Rotation has a significant impact on the life of a star (e.g., Maeder 2009). It induces a multitude of hydrodynamical processes that affect stellar structure but have remained poorly calibrated by data. While surface abundances and surface rotation give some constraints for stellar models, one needs calibrations of the interior rotation and chemical mixing profiles of stars to evaluate the theoretical concepts that have been developed to describe transport phenomena and their interplay (e.g., Heger et al. 2000; Meynet et al. 2013). Here, we are concerned with the interior rotation rate of stars in the core hydrogen burning phase of their life (aka the main sequence).

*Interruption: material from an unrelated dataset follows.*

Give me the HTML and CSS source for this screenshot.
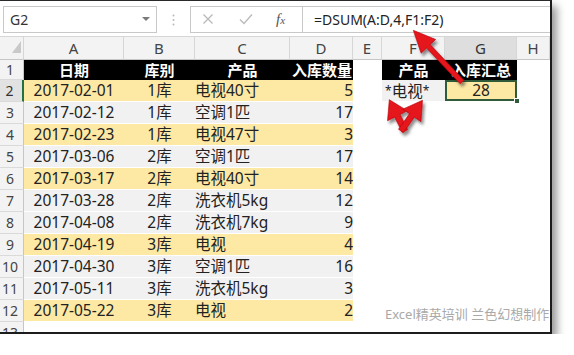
FILE: index.html
```html
<!DOCTYPE html>
<html lang="zh-CN">
<head>
    <meta charset="UTF-8">
    <title>DSUM 入库汇总</title>
    <link rel="stylesheet" href="styles.css">
</head>
<body>
    <div class="shot">
        <!-- 名称框 + 编辑栏 -->
        <div class="fbar">
            <div class="namebox">
                <span>G2</span>
                <span class="drop"></span>
            </div>
            <div class="grip">
                <svg width="3" height="12" viewBox="0 0 3 12">
                    <circle cx="1.5" cy="1.5" r="1" fill="#b8b8b8"/>
                    <circle cx="1.5" cy="6" r="1" fill="#b8b8b8"/>
                    <circle cx="1.5" cy="10.5" r="1" fill="#b8b8b8"/>
                </svg>
            </div>
            <div class="formula">
                <div class="fbtns">
                    <svg class="btn-x" width="12" height="12" viewBox="0 0 12 12">
                        <path d="M1.5 1.5L10.5 10.5M10.5 1.5L1.5 10.5" stroke="#b9b9b9" stroke-width="1.3"/>
                    </svg>
                    <svg class="btn-ok" width="14" height="12" viewBox="0 0 14 12">
                        <path d="M1 6.5L5 10.5L13 1.5" stroke="#b9b9b9" stroke-width="1.3" fill="none"/>
                    </svg>
                    <span class="fx"><i>f</i><small>x</small></span>
                </div>
                <div class="ftext">=DSUM(A:D,4,F1:F2)</div>
            </div>
        </div>

        <table class="sheet">
            <colgroup>
                <col class="c-row">
                <col class="c-a">
                <col class="c-b">
                <col class="c-c">
                <col class="c-d">
                <col class="c-e">
                <col class="c-f">
                <col class="c-g">
                <col class="c-h">
            </colgroup>
            <thead>
                <tr>
                    <th class="corner"><span class="tri"></span></th>
                    <th>A</th>
                    <th>B</th>
                    <th>C</th>
                    <th>D</th>
                    <th>E</th>
                    <th>F</th>
                    <th class="sel">G</th>
                    <th>H</th>
                </tr>
            </thead>
            <tbody>
                <tr class="hd">
                    <td class="rn">1</td>
                    <td class="blk">日期</td>
                    <td class="blk">库别</td>
                    <td class="blk">产品</td>
                    <td class="blk num">入库数量</td>
                    <td></td>
                    <td class="blk">产品</td>
                    <td class="blk">入库汇总</td>
                    <td></td>
                </tr>
                <tr class="y">
                    <td class="rn cur">2</td>
                    <td class="date">2017-02-01</td>
                    <td class="mid">1库</td>
                    <td class="name">电视40寸</td>
                    <td class="num">5</td>
                    <td class="off"></td>
                    <td class="crit"><small>*</small>电视<small>*</small></td>
                    <td class="total">28<span class="handle"></span></td>
                    <td class="off"></td>
                </tr>
                <tr class="g">
                    <td class="rn">3</td>
                    <td class="date">2017-02-12</td>
                    <td class="mid">1库</td>
                    <td class="name">空调1匹</td>
                    <td class="num">17</td>
                    <td class="off" colspan="4"></td>
                </tr>
                <tr class="y">
                    <td class="rn">4</td>
                    <td class="date">2017-02-23</td>
                    <td class="mid">1库</td>
                    <td class="name">电视47寸</td>
                    <td class="num">3</td>
                    <td class="off" colspan="4"></td>
                </tr>
                <tr class="g">
                    <td class="rn">5</td>
                    <td class="date">2017-03-06</td>
                    <td class="mid">2库</td>
                    <td class="name">空调1匹</td>
                    <td class="num">17</td>
                    <td class="off" colspan="4"></td>
                </tr>
                <tr class="y">
                    <td class="rn">6</td>
                    <td class="date">2017-03-17</td>
                    <td class="mid">2库</td>
                    <td class="name">电视40寸</td>
                    <td class="num">14</td>
                    <td class="off" colspan="4"></td>
                </tr>
                <tr class="g">
                    <td class="rn">7</td>
                    <td class="date">2017-03-28</td>
                    <td class="mid">2库</td>
                    <td class="name">洗衣机5kg</td>
                    <td class="num">12</td>
                    <td class="off" colspan="4"></td>
                </tr>
                <tr class="g">
                    <td class="rn">8</td>
                    <td class="date">2017-04-08</td>
                    <td class="mid">2库</td>
                    <td class="name">洗衣机7kg</td>
                    <td class="num">9</td>
                    <td class="off" colspan="4"></td>
                </tr>
                <tr class="y">
                    <td class="rn">9</td>
                    <td class="date">2017-04-19</td>
                    <td class="mid">3库</td>
                    <td class="name">电视</td>
                    <td class="num">4</td>
                    <td class="off" colspan="4"></td>
                </tr>
                <tr class="g">
                    <td class="rn">10</td>
                    <td class="date">2017-04-30</td>
                    <td class="mid">3库</td>
                    <td class="name">空调1匹</td>
                    <td class="num">16</td>
                    <td class="off" colspan="4"></td>
                </tr>
                <tr class="g">
                    <td class="rn">11</td>
                    <td class="date">2017-05-11</td>
                    <td class="mid">3库</td>
                    <td class="name">洗衣机5kg</td>
                    <td class="num">3</td>
                    <td class="off" colspan="4"></td>
                </tr>
                <tr class="y">
                    <td class="rn">12</td>
                    <td class="date">2017-05-22</td>
                    <td class="mid">3库</td>
                    <td class="name">电视</td>
                    <td class="num">2</td>
                    <td class="off" colspan="4"></td>
                </tr>
                <tr class="empty">
                    <td class="rn">13</td>
                    <td class="off" colspan="8"></td>
                </tr>
            </tbody>
        </table>

        <!-- 水印 -->
        <div class="mark">Excel精英培训 兰色幻想制作</div>

        <!-- 红色箭头 -->
        <svg class="arrows" width="550" height="331" viewBox="0 1 550 331">
            <defs>
                <filter id="shade" x="-30%" y="-30%" width="160%" height="160%">
                    <feDropShadow dx="2" dy="3" stdDeviation="1.6" flood-color="#000" flood-opacity="0.45"/>
                </filter>
            </defs>
            <g fill="#e5121b" stroke="#b80b12" stroke-width="0.6" filter="url(#shade)">
                <polygon transform="translate(462 82) rotate(-133.3)"
                         points="0,-2.5 49,-2.5 49,-10 71,0 49,10 49,2.5 0,2.5"/>
                <polygon transform="translate(405 131) rotate(-116.6)"
                         points="0,-3 17,-3 17,-11 35,0 17,11 17,3 0,3"/>
                <polygon transform="translate(401 131) rotate(-55)"
                         points="0,-3 19,-3 19,-11 37.5,0 19,11 19,3 0,3"/>
            </g>
        </svg>
    </div>
</body>
</html>
```

FILE: styles.css
```css
* {
    box-sizing: border-box;
}

body {
    margin: 0;
    background: #fff;
    font-family: "Noto Sans", "Noto Sans CJK SC", sans-serif;
    color: #222;
}

/* 截图外框 */
.shot {
    position: relative;
    width: 552px;
    height: 334px;
    border-top: 1px solid #2a2a2a;
    border-right: 2px solid #1c1c1c;
    border-bottom: 2px solid #1c1c1c;
    box-shadow: 5px 6px 8px rgba(0, 0, 0, 0.4);
    overflow: hidden;
    background: #fff;
}

/* 编辑栏 */
.fbar {
    height: 35px;
    display: flex;
    align-items: center;
    padding-top: 1px;
}

.namebox {
    margin-left: 3px;
    width: 154px;
    height: 27px;
    border: 1px solid #c8c8c8;
    display: flex;
    align-items: center;
    justify-content: space-between;
    padding: 0 6px 0 6px;
    font-size: 14px;
    color: #333;
}

.drop {
    width: 0;
    height: 0;
    border-left: 4px solid transparent;
    border-right: 4px solid transparent;
    border-top: 4px solid #7a7a7a;
}

.grip {
    width: 33px;
    display: flex;
    justify-content: center;
    padding-top: 1px;
}

.formula {
    flex: 1;
    height: 27px;
    display: flex;
    border: 1px solid #c8c8c8;
    border-right: none;
}

.fbtns {
    width: 111px;
    display: flex;
    align-items: center;
    padding-left: 11px;
}

.btn-x {
    margin-right: 25px;
}

.btn-ok {
    margin-right: 23px;
}

.fx {
    font-family: "Liberation Serif", serif;
    color: #555;
    font-size: 15px;
}

.fx small {
    font-size: 11px;
    font-style: italic;
}

.ftext {
    flex: 1;
    border-left: 1px solid #c8c8c8;
    padding-left: 11px;
    font-size: 14px;
    line-height: 25px;
    color: #222;
}

/* 工作表 */
.sheet {
    width: 550px;
    table-layout: fixed;
    border-collapse: separate;
    border-spacing: 0;
}

.c-row { width: 24px; }
.c-a { width: 100px; }
.c-b { width: 71px; }
.c-c { width: 95px; }
.c-d { width: 63px; }
.c-e { width: 29px; }
.c-f { width: 63px; }
.c-g { width: 72px; }
.c-h { width: 33px; }

.sheet th,
.sheet td {
    padding: 0;
    white-space: nowrap;
}

.sheet thead tr {
    height: 23px;
}

.sheet th {
    background: #f3f3f3;
    border-top: 1px solid #d6d6d6;
    border-right: 1px solid #d6d6d6;
    border-bottom: 1px solid #c6c6c6;
    font-weight: normal;
    font-size: 15px;
    line-height: 20px;
    color: #444;
    text-align: center;
}

.sheet th.sel {
    background: #dedede;
    color: #333;
}

.sheet th.corner {
    text-align: right;
    vertical-align: bottom;
    padding: 0 2px 2px 0;
}

.tri {
    display: inline-block;
    width: 9px;
    height: 12px;
    background: #c9c9c9;
    clip-path: polygon(100% 0, 100% 100%, 0 100%);
}

.sheet td {
    font-size: 15.5px;
    line-height: 19px;
    border-bottom: 1px solid #fff;
    vertical-align: middle;
}

.sheet tbody tr {
    height: 22px;
}

.sheet tr.hd {
    height: 20px;
}

/* 行号 */
.sheet td.rn {
    background: #f3f3f3;
    border-right: 1px solid #c6c6c6;
    border-bottom: 1px solid #dadada;
    font-size: 14px;
    color: #444;
    text-align: center;
    padding-right: 3px;
}

.sheet td.rn.cur {
    background: #e2e2e2;
    border-right: 2px solid #217346;
    color: #333;
}

/* 标题行 */
.sheet td.blk {
    background: #000;
    border-bottom-color: #000;
    color: #fff;
    font-weight: bold;
    font-size: 15px;
    line-height: 18px;
    text-align: center;
}

.sheet td.blk.num {
    text-align: right;
    padding-right: 1px;
}

/* 数据行 */
.y .date, .y .mid, .y .name, .y .num {
    background: #fde8a4;
}

.g .date, .g .mid, .g .name, .g .num {
    background: #f1f1f1;
}

.date {
    text-align: center;
    padding-left: 5px;
}

.mid {
    text-align: center;
}

.name {
    padding-left: 5px;
}

.num {
    text-align: right;
    padding-right: 3px;
}

.sheet td.crit {
    background: #f1f1f1;
    padding-left: 3px;
    font-size: 15.5px;
}

.crit small {
    font-size: 12px;
    vertical-align: 2px;
}

.sheet td.total {
    position: relative;
    background: #fde8a4;
    box-shadow: inset 0 0 0 2px #2f5b3a;
    text-align: center;
}

.handle {
    position: absolute;
    right: -3px;
    bottom: -3px;
    width: 6px;
    height: 6px;
    background: #2f5b3a;
    border: 1px solid #fff;
}

/* 水印 */
.mark {
    position: absolute;
    left: 385px;
    top: 303px;
    font-size: 13px;
    color: #a9a9a9;
    white-space: nowrap;
}

.arrows {
    position: absolute;
    left: 0;
    top: 0;
    pointer-events: none;
}
```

Asteroseismology based on long-term high-precision monitoring of nonradial oscillations is the best way to deduce the interior rotation of stars, following the case of helioseismology (e.g., Thompson et al. 2003). Early estimates of the interior rotation of main-sequence stars were achieved from rotational splitting of a few pressure modes in $\beta \,$ Cep stars from ground-based data (Aerts et al. 2003; Pamyatnykh et al. 2004; Briquet et al. 2007). However, it concerned only very rough estimates of the ratio of the near-core to envelope rotation rates, with values from 1 to ∼4 for three stars with a mass between 8 and 10 M (see Aerts et al. 2008 for a summary).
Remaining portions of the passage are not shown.